I had a boner rising inside those obscene purple pants. I was erect because after so many fittings across so many years, I would silently and subconsciously think "Touch me a little higher, Fontane. Feel what's there. I've been hard all the way to town, looking forward to the brief second when you would measure my inseam and stir up a tingle in my balls."

Fontane's fingers, stretching the necktie downward, carelessly rested against the critical organ this time, the stiff, erect organ. Fontane stopped breathing. His face began to redden. Perhaps he had just now realized where his hand was and exactly what he was perceiving in those purple pants.

Suddenly he stepped back a pace, released the bottom of the tie and jerked his hand away from my crotch. "Hmm," he said anxiously. Then "Hmm," he repeated, apparently at an embarrassed loss for words. His face was now fully blushing with a deep crimson. Then he took a breath and spoke.
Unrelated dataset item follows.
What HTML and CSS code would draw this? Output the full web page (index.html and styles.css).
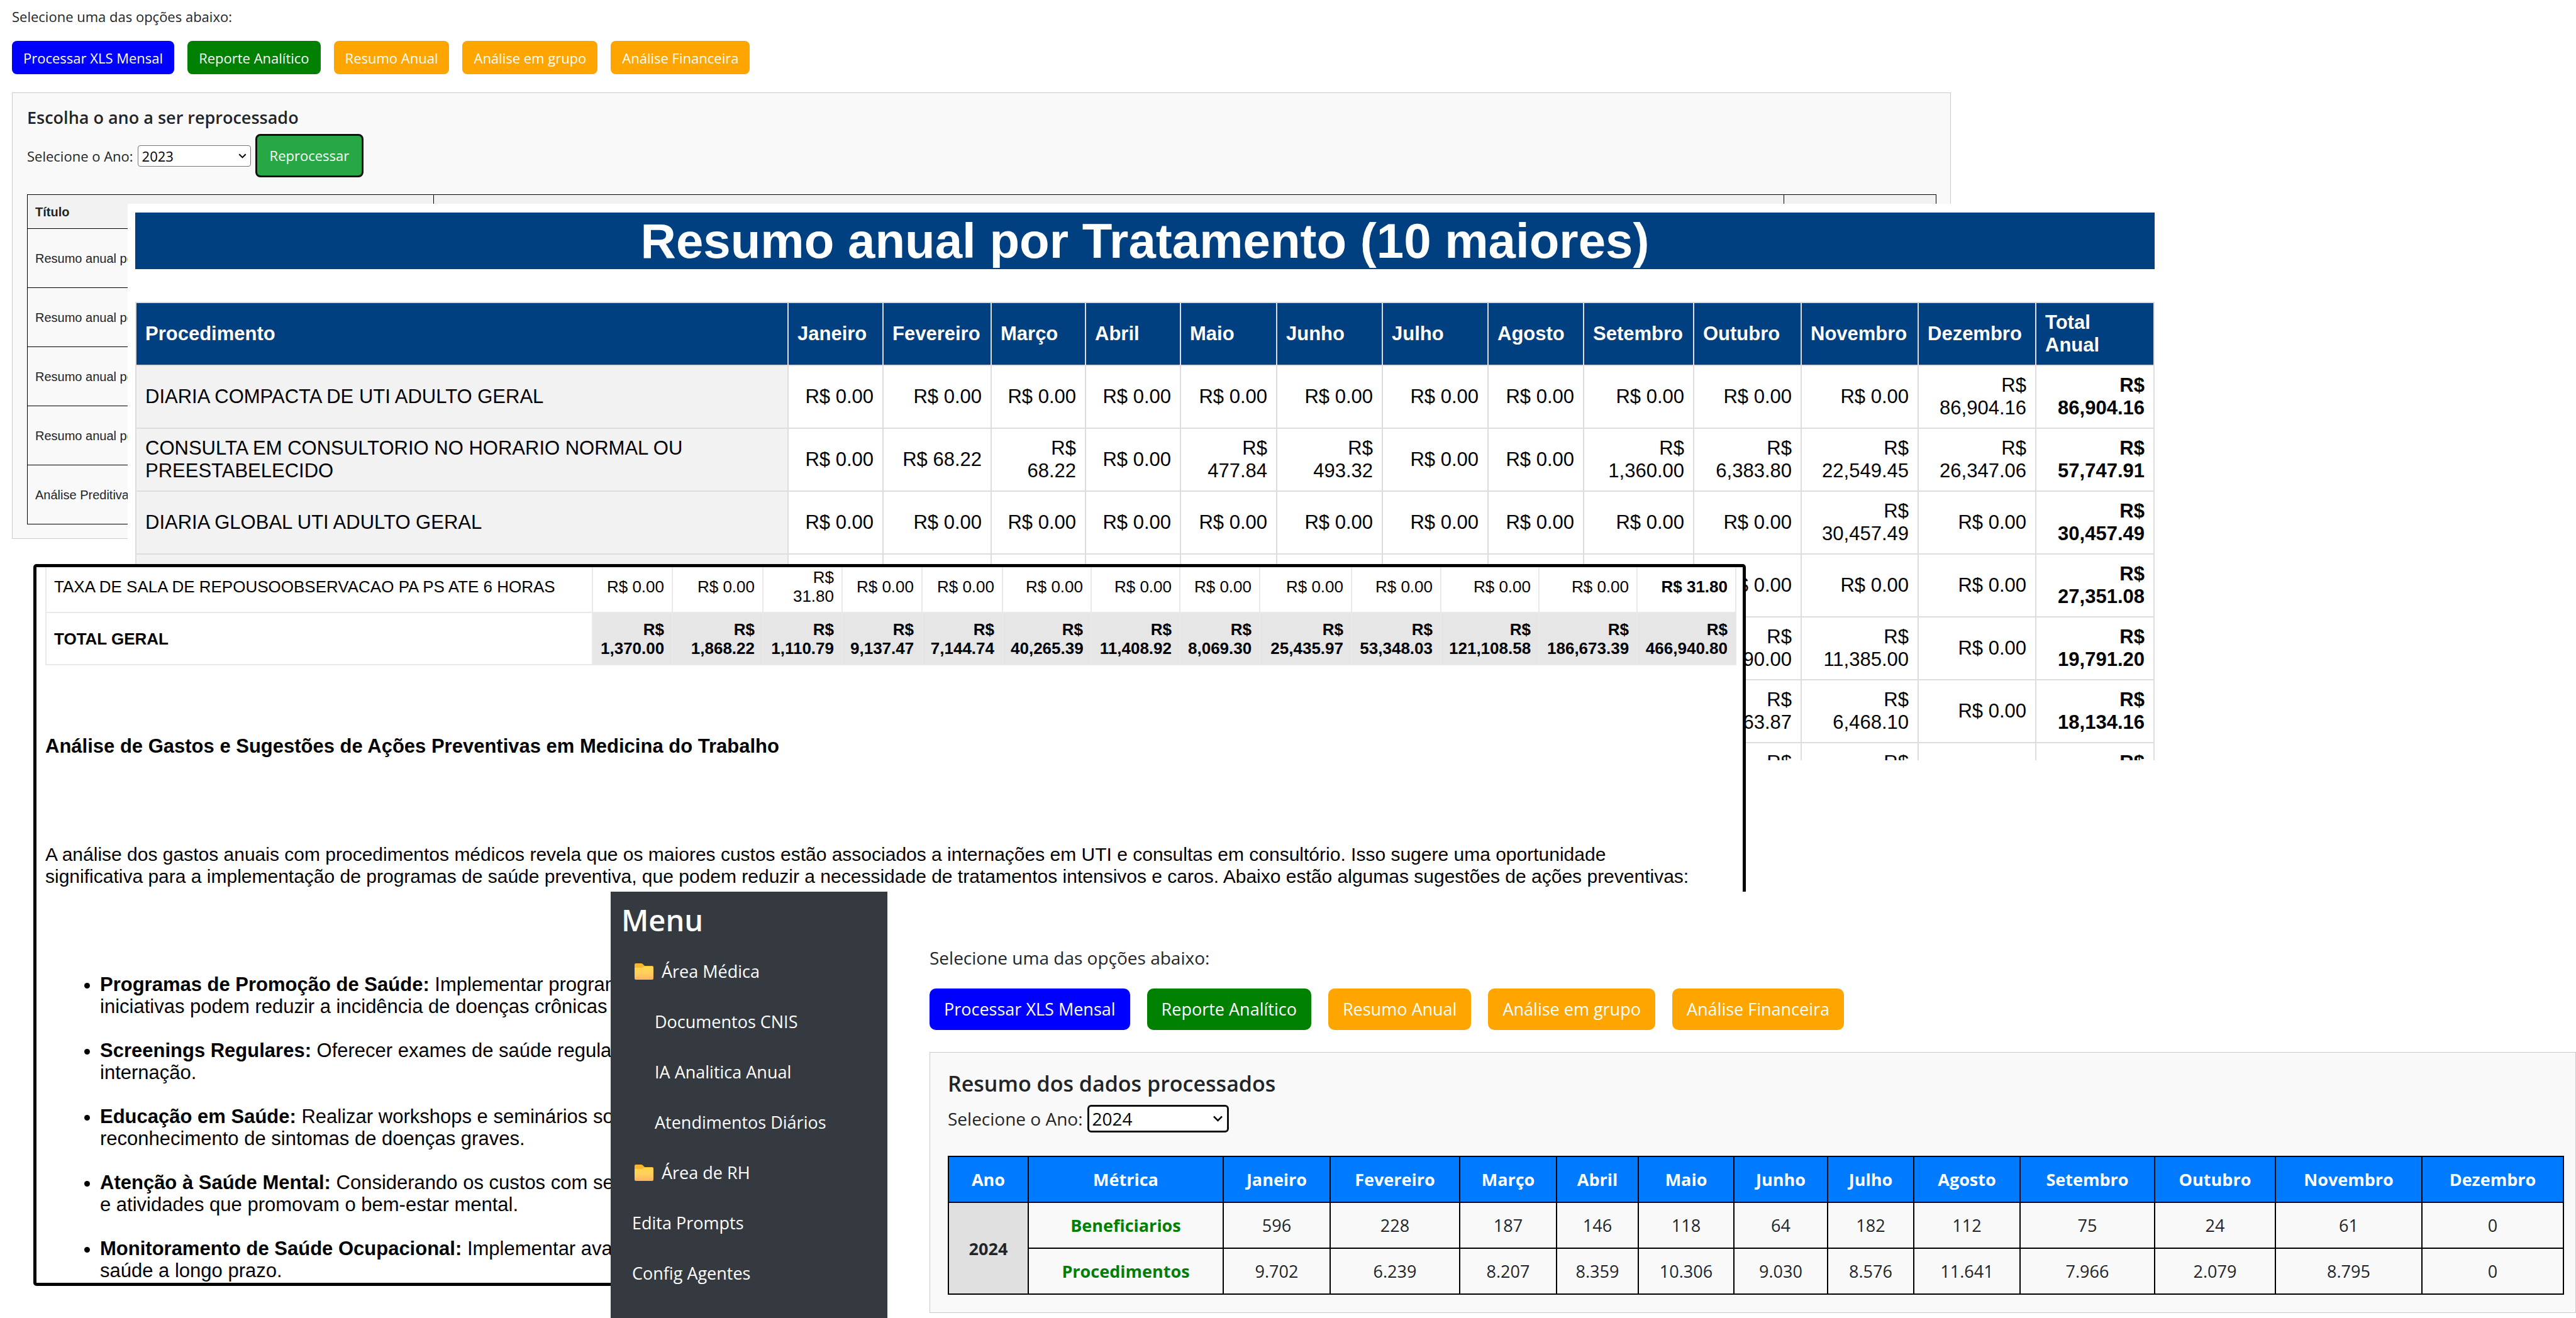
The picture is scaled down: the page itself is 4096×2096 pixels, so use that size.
FILE: index.html
```html
<!DOCTYPE html>
<html lang="pt-BR">
<head>
    <meta charset="UTF-8">
    <meta name="viewport" content="width=device-width, initial-scale=1.0">
    <title>Análise Médica</title>
    <link rel="stylesheet" href="styles.css">
</head>
<body>
    <!-- Reprocessamento anual -->
    <main class="app">
        <p class="intro">Selecione uma das opções abaixo:</p>
        <div class="options">
            <button type="button" class="btn blue">Processar XLS Mensal</button>
            <button type="button" class="btn green">Reporte Analítico</button>
            <button type="button" class="btn orange">Resumo Anual</button>
            <button type="button" class="btn orange">Análise em grupo</button>
            <button type="button" class="btn orange">Análise Financeira</button>
        </div>
        <section class="panel">
            <h2>Escolha o ano a ser reprocessado</h2>
            <div class="year-row">
                <label for="ano-reprocessar">Selecione o Ano:</label>
                <select id="ano-reprocessar">
                    <option>2023</option>
                    <option>2024</option>
                </select>
                <button type="button" class="btn-run">Reprocessar</button>
            </div>
            <table class="prompts">
                <thead>
                    <tr><th>Título</th><th></th><th></th></tr>
                </thead>
                <tbody>
                    <tr><td>Resumo anual por</td><td></td><td></td></tr>
                    <tr><td>Resumo anual por</td><td></td><td></td></tr>
                    <tr><td>Resumo anual por</td><td></td><td></td></tr>
                    <tr><td>Resumo anual por</td><td></td><td></td></tr>
                    <tr><td>Análise Preditiva</td><td></td><td></td></tr>
                </tbody>
            </table>
        </section>
    </main>

    <!-- Resumo por tratamento -->
    <section class="summary">
        <h1>Resumo anual por Tratamento (10 maiores)</h1>
        <table class="costs">
            <thead>
                <tr>
                    <th>Procedimento</th>
                    <th>Janeiro</th>
                    <th>Fevereiro</th>
                    <th>Março</th>
                    <th>Abril</th>
                    <th>Maio</th>
                    <th>Junho</th>
                    <th>Julho</th>
                    <th>Agosto</th>
                    <th>Setembro</th>
                    <th>Outubro</th>
                    <th>Novembro</th>
                    <th>Dezembro</th>
                    <th>Total Anual</th>
                </tr>
            </thead>
            <tbody>
                <tr>
                    <td>DIARIA COMPACTA DE UTI ADULTO GERAL</td>
                    <td>R$ 0.00</td><td>R$ 0.00</td><td>R$ 0.00</td><td>R$ 0.00</td>
                    <td>R$ 0.00</td><td>R$ 0.00</td><td>R$ 0.00</td><td>R$ 0.00</td>
                    <td>R$ 0.00</td><td>R$ 0.00</td><td>R$ 0.00</td><td>R$ 86,904.16</td>
                    <td>R$ 86,904.16</td>
                </tr>
                <tr>
                    <td>CONSULTA EM CONSULTORIO NO HORARIO NORMAL OU PREESTABELECIDO</td>
                    <td>R$ 0.00</td><td>R$ 68.22</td><td>R$ 68.22</td><td>R$ 0.00</td>
                    <td>R$ 477.84</td><td>R$ 493.32</td><td>R$ 0.00</td><td>R$ 0.00</td>
                    <td>R$ 1,360.00</td><td>R$ 6,383.80</td><td>R$ 22,549.45</td><td>R$ 26,347.06</td>
                    <td>R$ 57,747.91</td>
                </tr>
                <tr>
                    <td>DIARIA GLOBAL UTI ADULTO GERAL</td>
                    <td>R$ 0.00</td><td>R$ 0.00</td><td>R$ 0.00</td><td>R$ 0.00</td>
                    <td>R$ 0.00</td><td>R$ 0.00</td><td>R$ 0.00</td><td>R$ 0.00</td>
                    <td>R$ 0.00</td><td>R$ 0.00</td><td>R$ 30,457.49</td><td>R$ 0.00</td>
                    <td>R$ 30,457.49</td>
                </tr>
                <tr>
                    <td></td><td></td><td></td><td></td><td></td><td></td><td></td><td></td><td></td><td></td>
                    <td>R$ 0.00</td><td>R$ 0.00</td><td>R$ 0.00</td>
                    <td>R$ 27,351.08</td>
                </tr>
                <tr>
                    <td></td><td></td><td></td><td></td><td></td><td></td><td></td><td></td><td></td><td></td>
                    <td>R$ 1,690.00</td><td>R$ 11,385.00</td><td>R$ 0.00</td>
                    <td>R$ 19,791.20</td>
                </tr>
                <tr>
                    <td></td><td></td><td></td><td></td><td></td><td></td><td></td><td></td><td></td><td></td>
                    <td>R$ 3,863.87</td><td>R$ 6,468.10</td><td>R$ 0.00</td>
                    <td>R$ 18,134.16</td>
                </tr>
                <tr>
                    <td></td><td></td><td></td><td></td><td></td><td></td><td></td><td></td><td></td><td></td>
                    <td>R$ 2,540.00</td><td>R$ 9,120.00</td><td>R$ 0.00</td>
                    <td>R$ 16,310.00</td>
                </tr>
            </tbody>
        </table>
    </section>

    <!-- Relatório da análise -->
    <article class="report">
        <table class="totals">
            <tbody>
                <tr>
                    <td>TAXA DE SALA DE REPOUSOOBSERVACAO PA PS ATE 6 HORAS</td>
                    <td>R$ 0.00</td><td>R$ 0.00</td><td>R$ 31.80</td><td>R$ 0.00</td>
                    <td>R$ 0.00</td><td>R$ 0.00</td><td>R$ 0.00</td><td>R$ 0.00</td>
                    <td>R$ 0.00</td><td>R$ 0.00</td><td>R$ 0.00</td><td>R$ 0.00</td>
                    <td>R$ 31.80</td>
                </tr>
                <tr class="grand-total">
                    <td>TOTAL GERAL</td>
                    <td>R$ 1,370.00</td><td>R$ 1,868.22</td><td>R$ 1,110.79</td><td>R$ 9,137.47</td>
                    <td>R$ 7,144.74</td><td>R$ 40,265.39</td><td>R$ 11,408.92</td><td>R$ 8,069.30</td>
                    <td>R$ 25,435.97</td><td>R$ 53,348.03</td><td>R$ 121,108.58</td><td>R$ 186,673.39</td>
                    <td>R$ 466,940.80</td>
                </tr>
            </tbody>
        </table>
        <h3>Análise de Gastos e Sugestões de Ações Preventivas em Medicina do Trabalho</h3>
        <p>A análise dos gastos anuais com procedimentos médicos revela que os maiores custos estão associados a internações em UTI e consultas em consultório. Isso sugere uma oportunidade<br>significativa para a implementação de programas de saúde preventiva, que podem reduzir a necessidade de tratamentos intensivos e caros. Abaixo estão algumas sugestões de ações preventivas:</p>
        <ul>
            <li><strong>Programas de Promoção de Saúde:</strong> Implementar programas<br>iniciativas podem reduzir a incidência de doenças crônicas com</li>
            <li><strong>Screenings Regulares:</strong> Oferecer exames de saúde regulares<br>internação.</li>
            <li><strong>Educação em Saúde:</strong> Realizar workshops e seminários sobre<br>reconhecimento de sintomas de doenças graves.</li>
            <li><strong>Atenção à Saúde Mental:</strong> Considerando os custos com sessões<br>e atividades que promovam o bem-estar mental.</li>
            <li><strong>Monitoramento de Saúde Ocupacional:</strong> Implementar avaliações<br>saúde a longo prazo.</li>
        </ul>
    </article>

    <!-- Painel com menu lateral -->
    <div class="dashboard">
        <nav class="menu">
            <h2>Menu</h2>
            <a href="#medica" class="folder">
                <svg viewBox="0 0 30 28" width="30" height="28" aria-hidden="true">
                    <defs>
                        <linearGradient id="pasta" x1="0" y1="0" x2="0" y2="1">
                            <stop offset="0" stop-color="#ffd84f"/>
                            <stop offset="0.5" stop-color="#ffcf5a"/>
                            <stop offset="1" stop-color="#ffb262"/>
                        </linearGradient>
                    </defs>
                    <path d="M0 3a2 2 0 0 1 2-2h8c1 0 2 0 3 1l3 3h12a2 2 0 0 1 2 2v18H0z" fill="#f9b62f"/>
                    <path d="M0 8h11c1 0 2 0 3-1l1-1h13a2 2 0 0 1 2 2v17a2 2 0 0 1-2 2H2a2 2 0 0 1-2-2z" fill="url(#pasta)"/>
                </svg>
                Área Médica
            </a>
            <a href="#cnis" class="sub">Documentos CNIS</a>
            <a href="#analitica" class="sub">IA Analitica Anual</a>
            <a href="#atendimentos" class="sub">Atendimentos Diários</a>
            <a href="#rh" class="folder">
                <svg viewBox="0 0 30 28" width="30" height="28" aria-hidden="true">
                    <path d="M0 3a2 2 0 0 1 2-2h8c1 0 2 0 3 1l3 3h12a2 2 0 0 1 2 2v18H0z" fill="#f9b62f"/>
                    <path d="M0 8h11c1 0 2 0 3-1l1-1h13a2 2 0 0 1 2 2v17a2 2 0 0 1-2 2H2a2 2 0 0 1-2-2z" fill="url(#pasta)"/>
                </svg>
                Área de RH
            </a>
            <a href="#prompts">Edita Prompts</a>
            <a href="#agentes">Config Agentes</a>
        </nav>
        <div class="app large">
            <p class="intro">Selecione uma das opções abaixo:</p>
            <div class="options">
                <button type="button" class="btn blue">Processar XLS Mensal</button>
                <button type="button" class="btn green">Reporte Analítico</button>
                <button type="button" class="btn orange">Resumo Anual</button>
                <button type="button" class="btn orange">Análise em grupo</button>
                <button type="button" class="btn orange">Análise Financeira</button>
            </div>
            <section class="panel">
                <h2>Resumo dos dados processados</h2>
                <div class="year-row">
                    <label for="ano-resumo">Selecione o Ano:</label>
                    <select id="ano-resumo">
                        <option>2024</option>
                        <option>2023</option>
                    </select>
                </div>
                <table class="metrics">
                    <thead>
                        <tr>
                            <th>Ano</th>
                            <th>Métrica</th>
                            <th>Janeiro</th>
                            <th>Fevereiro</th>
                            <th>Março</th>
                            <th>Abril</th>
                            <th>Maio</th>
                            <th>Junho</th>
                            <th>Julho</th>
                            <th>Agosto</th>
                            <th>Setembro</th>
                            <th>Outubro</th>
                            <th>Novembro</th>
                            <th>Dezembro</th>
                        </tr>
                    </thead>
                    <tbody>
                        <tr>
                            <td rowspan="2" class="year">2024</td>
                            <td class="metric">Beneficiarios</td>
                            <td>596</td><td>228</td><td>187</td><td>146</td><td>118</td><td>64</td>
                            <td>182</td><td>112</td><td>75</td><td>24</td><td>61</td><td>0</td>
                        </tr>
                        <tr>
                            <td class="metric">Procedimentos</td>
                            <td>9.702</td><td>6.239</td><td>8.207</td><td>8.359</td><td>10.306</td><td>9.030</td>
                            <td>8.576</td><td>11.641</td><td>7.966</td><td>2.079</td><td>8.795</td><td>0</td>
                        </tr>
                    </tbody>
                </table>
            </section>
        </div>
    </div>
</body>
</html>
```
FILE: styles.css
```css
* {
    box-sizing: border-box;
}

body {
    position: relative;
    min-height: 100vh;
    margin: 0;
    overflow: hidden;
    background: #fff;
    color: #000;
    font-family: "Liberation Sans", Arial, sans-serif;
}

h1, h2, h3, p, ul {
    margin: 0;
}

table {
    width: 100%;
    border-collapse: collapse;
    table-layout: fixed;
}

/* App */
.app {
    width: 76%;
    padding: 8px 11px 0 19px;
    color: #212529;
    font-family: "Open Sans", "Segoe UI", sans-serif;
    font-size: 22px;
    line-height: 36px;
}

.options {
    display: flex;
    gap: 21px;
    margin: 21px 0 29px;
}

.btn {
    padding: 10px 18px 8px;
    border: none;
    border-radius: 8px;
    color: #fff;
    font: inherit;
    line-height: 35px;
    cursor: pointer;
}

.blue {
    background: #0000ff;
}

.green {
    background: #008000;
}

.orange {
    background: #ffa500;
}

.panel {
    padding: 22px 23px;
    border: 1px solid #ccc;
    background: #f9f9f9;
}

.panel h2 {
    margin-bottom: 9px;
    font-size: 27px;
    font-weight: 600;
    line-height: 34px;
}

.year-row {
    display: flex;
    align-items: center;
    gap: 7px;
    margin-bottom: 27px;
}

.year-row select {
    width: 180px;
    height: 34px;
    padding: 0 6px;
    border: 1px solid #767676;
    border-radius: 4px;
    appearance: none;
    background: #fff url("data:image/svg+xml,%3Csvg xmlns='http://www.w3.org/2000/svg' viewBox='0 0 16 10'%3E%3Cpath d='M1.500 1.500 8 8l6.500-6.500' fill='none' stroke='%23000' stroke-width='2.500'/%3E%3C/svg%3E") no-repeat right 6px center / 13px 8px;
    color: #000;
    font: inherit;
    line-height: 30px;
}

.btn-run {
    padding: 14px 20px;
    border: 3px solid #101010;
    border-radius: 8px;
    background: #28a745;
    box-shadow: 0 0 0 2px #fff;
    color: #fff;
    font: inherit;
    line-height: 35px;
    cursor: pointer;
}

.prompts {
    font-family: "Liberation Sans", Arial, sans-serif;
    font-size: 20px;
    line-height: 24px;
}

.prompts th,
.prompts td {
    height: 94px;
    padding: 0 12px;
    border: 1px solid #000;
    text-align: left;
}

.prompts th {
    height: 54px;
    background: #f2f2f2;
}

.prompts th:nth-child(1) { width: 646px; }
.prompts th:nth-child(2) { width: 2147px; }
.prompts th:nth-child(3) { width: 242px; }

/* Resumo por tratamento */
.summary {
    position: absolute;
    top: 324px;
    left: 203px;
    right: 658px;
    height: 885px;
    padding: 14px 12px 0;
    overflow: hidden;
    background: #fff;
}

.summary h1 {
    margin-bottom: 52px;
    background: #004080;
    color: #fff;
    font-size: 78px;
    line-height: 90px;
    text-align: center;
}

.costs {
    font-size: 31px;
    line-height: 36px;
}

.costs th,
.costs td {
    height: 100px;
    padding: 13px 14px;
    border: 2px solid #ddd;
    text-align: right;
}

.costs th {
    background: #004080;
    color: #fff;
    text-align: left;
}

.costs td:first-child {
    background: #f2f2f2;
    text-align: left;
}

.costs td:last-child,
.totals td:last-child {
    font-weight: bold;
}

.costs th:nth-child(1) { width: 1037px; }
.costs th:nth-child(2) { width: 151px; }
.costs th:nth-child(3) { width: 172px; }
.costs th:nth-child(4) { width: 150px; }
.costs th:nth-child(5) { width: 151px; }
.costs th:nth-child(6) { width: 153px; }
.costs th:nth-child(7) { width: 168px; }
.costs th:nth-child(8) { width: 168px; }
.costs th:nth-child(9) { width: 152px; }
.costs th:nth-child(10) { width: 175px; }
.costs th:nth-child(11) { width: 171px; }
.costs th:nth-child(12) { width: 186px; }
.costs th:nth-child(13) { width: 187px; }
.costs th:nth-child(14) { width: 188px; }

/* Relatório */
.report {
    position: absolute;
    top: 897px;
    left: 53px;
    right: 1320px;
    padding: 0 11px 2px 14px;
    overflow: hidden;
    border: 5px solid #000;
    border-radius: 5px;
    background: #fff;
    font-size: 30px;
    line-height: 35px;
}

.totals {
    margin-top: -12px;
    font-size: 26px;
    line-height: 30px;
}

.totals td {
    height: 83px;
    padding: 10px 12px;
    border: 2px solid #e9e9e9;
    text-align: right;
}

.totals td:first-child {
    text-align: left;
}

.grand-total td {
    background: #e6e6e6;
    font-weight: bold;
}

.grand-total td:first-child {
    background: #fff;
}

.totals td:nth-child(1) { width: 869px; }
.totals td:nth-child(2) { width: 127px; }
.totals td:nth-child(3) { width: 144px; }
.totals td:nth-child(4) { width: 126px; }
.totals td:nth-child(5) { width: 127px; }
.totals td:nth-child(6) { width: 128px; }
.totals td:nth-child(7) { width: 141px; }
.totals td:nth-child(8) { width: 141px; }
.totals td:nth-child(9) { width: 127px; }
.totals td:nth-child(10) { width: 146px; }
.totals td:nth-child(11) { width: 142px; }
.totals td:nth-child(12) { width: 156px; }
.totals td:nth-child(13) { width: 156px; }
.totals td:nth-child(14) { width: 157px; }

.report h3 {
    margin: 111px 0 137px;
    font-size: 31px;
}

.report ul {
    display: grid;
    gap: 35px;
    margin-top: 137px;
    padding-left: 87px;
    font-size: 31px;
}

/* Painel */
.dashboard {
    position: absolute;
    top: 1418px;
    left: 971px;
    right: 0;
    bottom: 0;
    display: flex;
    background: #fff;
}

.menu {
    flex: 0 0 440px;
    padding-top: 17px;
    background: #343a40;
    color: #fff;
    font-family: "Open Sans", "Segoe UI", sans-serif;
    font-size: 27px;
    line-height: 42px;
}

.menu h2 {
    margin: 0 0 14px 17px;
    font-size: 47px;
    font-weight: 600;
    line-height: 56px;
}

.menu a {
    display: flex;
    align-items: center;
    gap: 13px;
    padding: 19px 34px;
    color: #fff;
    text-decoration: none;
}

.menu .folder {
    padding-left: 38px;
}

.menu .sub {
    padding-left: 70px;
}

.large {
    flex: 1;
    padding: 84px 0 0 67px;
    font-size: 28px;
    line-height: 42px;
}

.large .options {
    gap: 27px;
    margin: 28px 0 35px;
}

.large .btn {
    padding: 12px 23px;
    border-radius: 10px;
    font-size: 27px;
    line-height: 42px;
}

.large .panel {
    padding: 28px 20px 28px 28px;
}

.large .panel h2 {
    margin-bottom: 13px;
    font-size: 34px;
    line-height: 42px;
}

.large .year-row {
    margin-bottom: 37px;
}

.large select {
    width: 225px;
    height: 44px;
    padding: 0 5px;
    border: 3px solid #101010;
    border-radius: 6px;
    background-size: 17px 10px;
    box-shadow: 0 0 0 2px #fff;
    line-height: 38px;
}

.metrics {
    font-size: 27px;
    line-height: 41px;
}

.metrics th,
.metrics td {
    padding: 15px 0;
    border: 2px solid #000;
    text-align: center;
}

.metrics th {
    background: #007bff;
    color: #fff;
}

.metrics .year {
    background: #e0e0e0;
    font-weight: bold;
}

.metrics .metric {
    color: #008000;
    font-weight: bold;
}

.metrics th:nth-child(1) { width: 127px; }
.metrics th:nth-child(2) { width: 310px; }
.metrics th:nth-child(3) { width: 170px; }
.metrics th:nth-child(4) { width: 206px; }
.metrics th:nth-child(5) { width: 154px; }
.metrics th:nth-child(6) { width: 130px; }
.metrics th:nth-child(7) { width: 152px; }
.metrics th:nth-child(8) { width: 149px; }
.metrics th:nth-child(9) { width: 137px; }
.metrics th:nth-child(10) { width: 169px; }
.metrics th:nth-child(11) { width: 214px; }
.metrics th:nth-child(12) { width: 192px; }
.metrics th:nth-child(13) { width: 233px; }
.metrics th:nth-child(14) { width: 225px; }
```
"Well, it happens to the best of us, Mr. Regi." His eyes flickered toward my fly and back. "To the best of us. Now let's fit these lovely trousers, shall we?"

When I got home from that fitting the first thing I did was change my underwear. I had not ejaculated, not in the strict sense of producing an entire load. However, a tiny trickle of "essence of boy" had escaped my stiff peter while Fontane was trying "not" to touch it. Probably two or three slimy drops at most. The accidental ooze left its viscous wetness in my underpants and on my skin, a sticky souvenir of that year's encounter with Fontane, the first of several interesting experiences that we would later have in the store's locked fitting rooms.

Sometimes when I got a boner in an inconvenient situation I'd remember Fontane's nervous observation: "Well, it happens to the best of us, Mr. Regi. To the best of us."